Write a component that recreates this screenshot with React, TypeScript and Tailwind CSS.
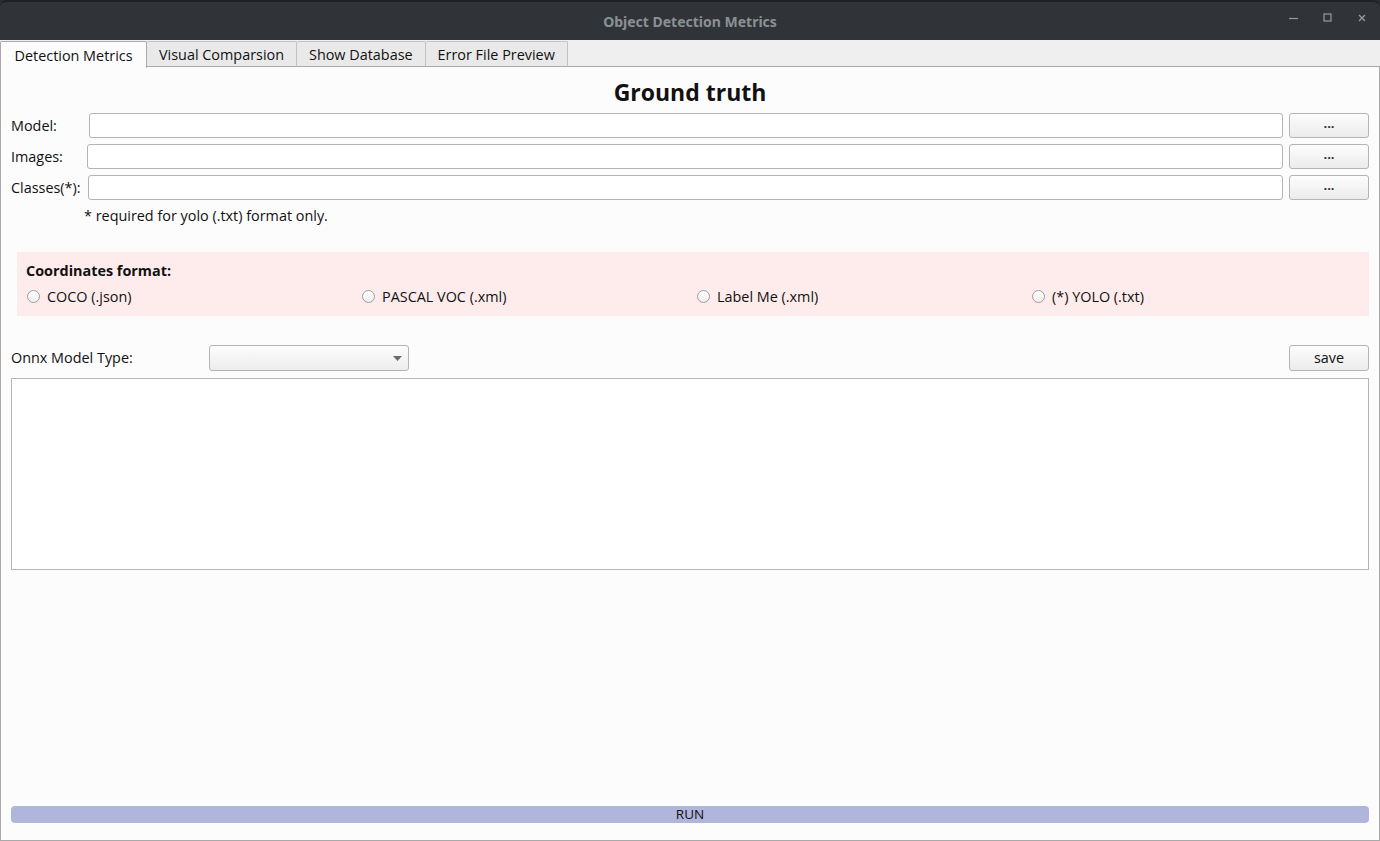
import { useState } from "react";

const tabs = ["Detection Metrics", "Visual Comparsion", "Show Database", "Error File Preview"];
const formats = ["COCO (.json)", "PASCAL VOC (.xml)", "Label Me (.xml)", "(*) YOLO (.txt)"];

function PathRow({ label, inputLeft }: { label: string; inputLeft: string }) {
    return (
        <div className="flex items-center h-[25px] pr-[10px]">
            <span className={`pl-[10px] shrink-0 ${inputLeft}`}>{label}</span>
            <div className="flex-1 h-[25px] bg-white border border-[#b4b4b4] rounded-[3px]" />
            <button className="ml-[6px] w-[80px] h-[25px] border border-[#b4b4b4] rounded-[3px] bg-gradient-to-b from-[#fcfcfc] to-[#ececec] text-[13px] leading-none pb-[4px] font-bold text-[#333]">
                ...
            </button>
        </div>
    );
}

function Radio({ label }: { label: string }) {
    return (
        <label className="flex items-center gap-[7px]">
            <span className="w-[13px] h-[13px] rounded-full border border-[#9e9e9e] bg-gradient-to-b from-white to-[#ededed]" />
            <span>{label}</span>
        </label>
    );
}

export default function App() {
    const [active] = useState(0);

    return (
        <div className="w-[1380px] h-[841px] bg-[#2b2e31] font-['Open_Sans',sans-serif] text-[14.4px] text-[#111] flex flex-col overflow-hidden">
            {/* title bar */}
            <div className="h-[40px] shrink-0 bg-[#303438] rounded-t-[7px] border-t-[2px] border-[#1e2123] flex items-center relative">
                <span className="flex-1 text-center font-bold text-[14px] text-[#8c9093] font-['Noto_Sans',sans-serif]">
                    Object Detection Metrics
                </span>
                <div className="absolute right-[11px] top-[9px] flex items-center gap-[20px]">
                    <svg width="14" height="14" viewBox="0 0 14 14">
                        <path d="M2 7.5h9" stroke="#9a9a9a" strokeWidth="1.2" />
                    </svg>
                    <svg width="14" height="14" viewBox="0 0 14 14">
                        <rect x="3" y="3" width="7" height="7" fill="none" stroke="#9a9a9a" strokeWidth="1.2" />
                    </svg>
                    <svg width="14" height="14" viewBox="0 0 14 14">
                        <path d="M4 4l6 6M10 4l-6 6" stroke="#9a9a9a" strokeWidth="1.3" />
                    </svg>
                </div>
            </div>

            {/* tabs */}
            <div className="h-[27px] shrink-0 bg-[#efefef] flex items-end">
                {tabs.map((t, i) =>
                    i === active ? (
                        <div
                            key={t}
                            className="h-[27px] px-[13.5px] pt-[2px] bg-[#fcfcfc] border border-b-0 border-[#aaaaaa] rounded-t-[2px] flex items-center relative top-[1px] z-10"
                        >
                            {t}
                        </div>
                    ) : (
                        <div
                            key={t}
                            className="h-[26px] px-[12px] pt-[2px] bg-[#e9e9e9] border border-l-0 border-[#c2c2c2] border-b-[#aaaaaa] rounded-t-[2px] flex items-center"
                        >
                            {t}
                        </div>
                    )
                )}
                <div className="flex-1 border-b border-[#aaaaaa]" />
            </div>

            {/* pane */}
            <div className="flex-1 bg-[#fcfcfc] border-x border-b border-[#a9a9a9] flex flex-col">
                <h1 className="text-center font-bold text-[23px] leading-none mt-[14px] h-[25px]">Ground truth</h1>

                <div className="mt-[7px] flex flex-col gap-[6px]">
                    <PathRow label="Model:" inputLeft="w-[88px]" />
                    <PathRow label="Images:" inputLeft="w-[86px]" />
                    <PathRow label="Classes(*):" inputLeft="w-[87px]" />
                </div>
                <div className="pl-[83px] mt-[5px] h-[20px]">* required for yolo (.txt) format only.</div>

                <div className="ml-[16px] mr-[10px] mt-[27px] h-[64px] bg-[#feecec] pl-[9px] pt-[8px]">
                    <div className="font-bold">Coordinates format:</div>
                    <div className="grid grid-cols-4 mt-[4px] pl-[1px] pr-[2px]">
                        {formats.map((f) => (
                            <Radio key={f} label={f} />
                        ))}
                    </div>
                </div>

                <div className="mt-[29px] h-[26px] flex items-center pl-[10px] pr-[10px]">
                    <span className="w-[198px]">Onnx Model Type:</span>
                    <div className="w-[200px] h-[26px] border border-[#b4b4b4] rounded-[3px] bg-gradient-to-b from-[#fcfcfc] to-[#ededed] flex items-center justify-end pr-[6px]">
                        <svg width="9" height="5" viewBox="0 0 9 5">
                            <path d="M0 0h9L4.5 5z" fill="#6b6b6b" />
                        </svg>
                    </div>
                    <div className="flex-1" />
                    <button className="w-[80px] h-[26px] border border-[#b4b4b4] rounded-[3px] bg-gradient-to-b from-[#fcfcfc] to-[#ececec]">
                        save
                    </button>
                </div>

                <div className="mx-[10px] mt-[7px] h-[192px] bg-white border border-[#b5b5b5]" />

                <div className="flex-1" />
                <button className="mx-[10px] mb-[17px] h-[17px] rounded-[4px] bg-[#b0b5dc] text-[13.5px] leading-none">
                    RUN
                </button>
            </div>
        </div>
    );
}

| Written problem |
Leave out the pictures and restate everything else word for word.

| Correct output |
Write a component that recreates this screenshot with React, TypeScript and Tailwind CSS.
import { useState } from "react";

const tabs = ["Detection Metrics", "Visual Comparsion", "Show Database", "Error File Preview"];
const formats = ["COCO (.json)", "PASCAL VOC (.xml)", "Label Me (.xml)", "(*) YOLO (.txt)"];

function PathRow({ label, inputLeft }: { label: string; inputLeft: string }) {
    return (
        <div className="flex items-center h-[25px] pr-[10px]">
            <span className={`pl-[10px] shrink-0 ${inputLeft}`}>{label}</span>
            <div className="flex-1 h-[25px] bg-white border border-[#b4b4b4] rounded-[3px]" />
            <button className="ml-[6px] w-[80px] h-[25px] border border-[#b4b4b4] rounded-[3px] bg-gradient-to-b from-[#fcfcfc] to-[#ececec] text-[13px] leading-none pb-[4px] font-bold text-[#333]">
                ...
            </button>
        </div>
    );
}

function Radio({ label }: { label: string }) {
    return (
        <label className="flex items-center gap-[7px]">
            <span className="w-[13px] h-[13px] rounded-full border border-[#9e9e9e] bg-gradient-to-b from-white to-[#ededed]" />
            <span>{label}</span>
        </label>
    );
}

export default function App() {
    const [active] = useState(0);

    return (
        <div className="w-[1380px] h-[841px] bg-[#2b2e31] font-['Open_Sans',sans-serif] text-[14.4px] text-[#111] flex flex-col overflow-hidden">
            {/* title bar */}
            <div className="h-[40px] shrink-0 bg-[#303438] rounded-t-[7px] border-t-[2px] border-[#1e2123] flex items-center relative">
                <span className="flex-1 text-center font-bold text-[14px] text-[#8c9093] font-['Noto_Sans',sans-serif]">
                    Object Detection Metrics
                </span>
                <div className="absolute right-[11px] top-[9px] flex items-center gap-[20px]">
                    <svg width="14" height="14" viewBox="0 0 14 14">
                        <path d="M2 7.5h9" stroke="#9a9a9a" strokeWidth="1.2" />
                    </svg>
                    <svg width="14" height="14" viewBox="0 0 14 14">
                        <rect x="3" y="3" width="7" height="7" fill="none" stroke="#9a9a9a" strokeWidth="1.2" />
                    </svg>
                    <svg width="14" height="14" viewBox="0 0 14 14">
                        <path d="M4 4l6 6M10 4l-6 6" stroke="#9a9a9a" strokeWidth="1.3" />
                    </svg>
                </div>
            </div>

            {/* tabs */}
            <div className="h-[27px] shrink-0 bg-[#efefef] flex items-end">
                {tabs.map((t, i) =>
                    i === active ? (
                        <div
                            key={t}
                            className="h-[27px] px-[13.5px] pt-[2px] bg-[#fcfcfc] border border-b-0 border-[#aaaaaa] rounded-t-[2px] flex items-center relative top-[1px] z-10"
                        >
                            {t}
                        </div>
                    ) : (
                        <div
                            key={t}
                            className="h-[26px] px-[12px] pt-[2px] bg-[#e9e9e9] border border-l-0 border-[#c2c2c2] border-b-[#aaaaaa] rounded-t-[2px] flex items-center"
                        >
                            {t}
                        </div>
                    )
                )}
                <div className="flex-1 border-b border-[#aaaaaa]" />
            </div>

            {/* pane */}
            <div className="flex-1 bg-[#fcfcfc] border-x border-b border-[#a9a9a9] flex flex-col">
                <h1 className="text-center font-bold text-[23px] leading-none mt-[14px] h-[25px]">Ground truth</h1>

                <div className="mt-[7px] flex flex-col gap-[6px]">
                    <PathRow label="Model:" inputLeft="w-[88px]" />
                    <PathRow label="Images:" inputLeft="w-[86px]" />
                    <PathRow label="Classes(*):" inputLeft="w-[87px]" />
                </div>
                <div className="pl-[83px] mt-[5px] h-[20px]">* required for yolo (.txt) format only.</div>

                <div className="ml-[16px] mr-[10px] mt-[27px] h-[64px] bg-[#feecec] pl-[9px] pt-[8px]">
                    <div className="font-bold">Coordinates format:</div>
                    <div className="grid grid-cols-4 mt-[4px] pl-[1px] pr-[2px]">
                        {formats.map((f) => (
                            <Radio key={f} label={f} />
                        ))}
                    </div>
                </div>

                <div className="mt-[29px] h-[26px] flex items-center pl-[10px] pr-[10px]">
                    <span className="w-[198px]">Onnx Model Type:</span>
                    <div className="w-[200px] h-[26px] border border-[#b4b4b4] rounded-[3px] bg-gradient-to-b from-[#fcfcfc] to-[#ededed] flex items-center justify-end pr-[6px]">
                        <svg width="9" height="5" viewBox="0 0 9 5">
                            <path d="M0 0h9L4.5 5z" fill="#6b6b6b" />
                        </svg>
                    </div>
                    <div className="flex-1" />
                    <button className="w-[80px] h-[26px] border border-[#b4b4b4] rounded-[3px] bg-gradient-to-b from-[#fcfcfc] to-[#ececec]">
                        save
                    </button>
                </div>

                <div className="mx-[10px] mt-[7px] h-[192px] bg-white border border-[#b5b5b5]" />

                <div className="flex-1" />
                <button className="mx-[10px] mb-[17px] h-[17px] rounded-[4px] bg-[#b0b5dc] text-[13.5px] leading-none">
                    RUN
                </button>
            </div>
        </div>
    );
}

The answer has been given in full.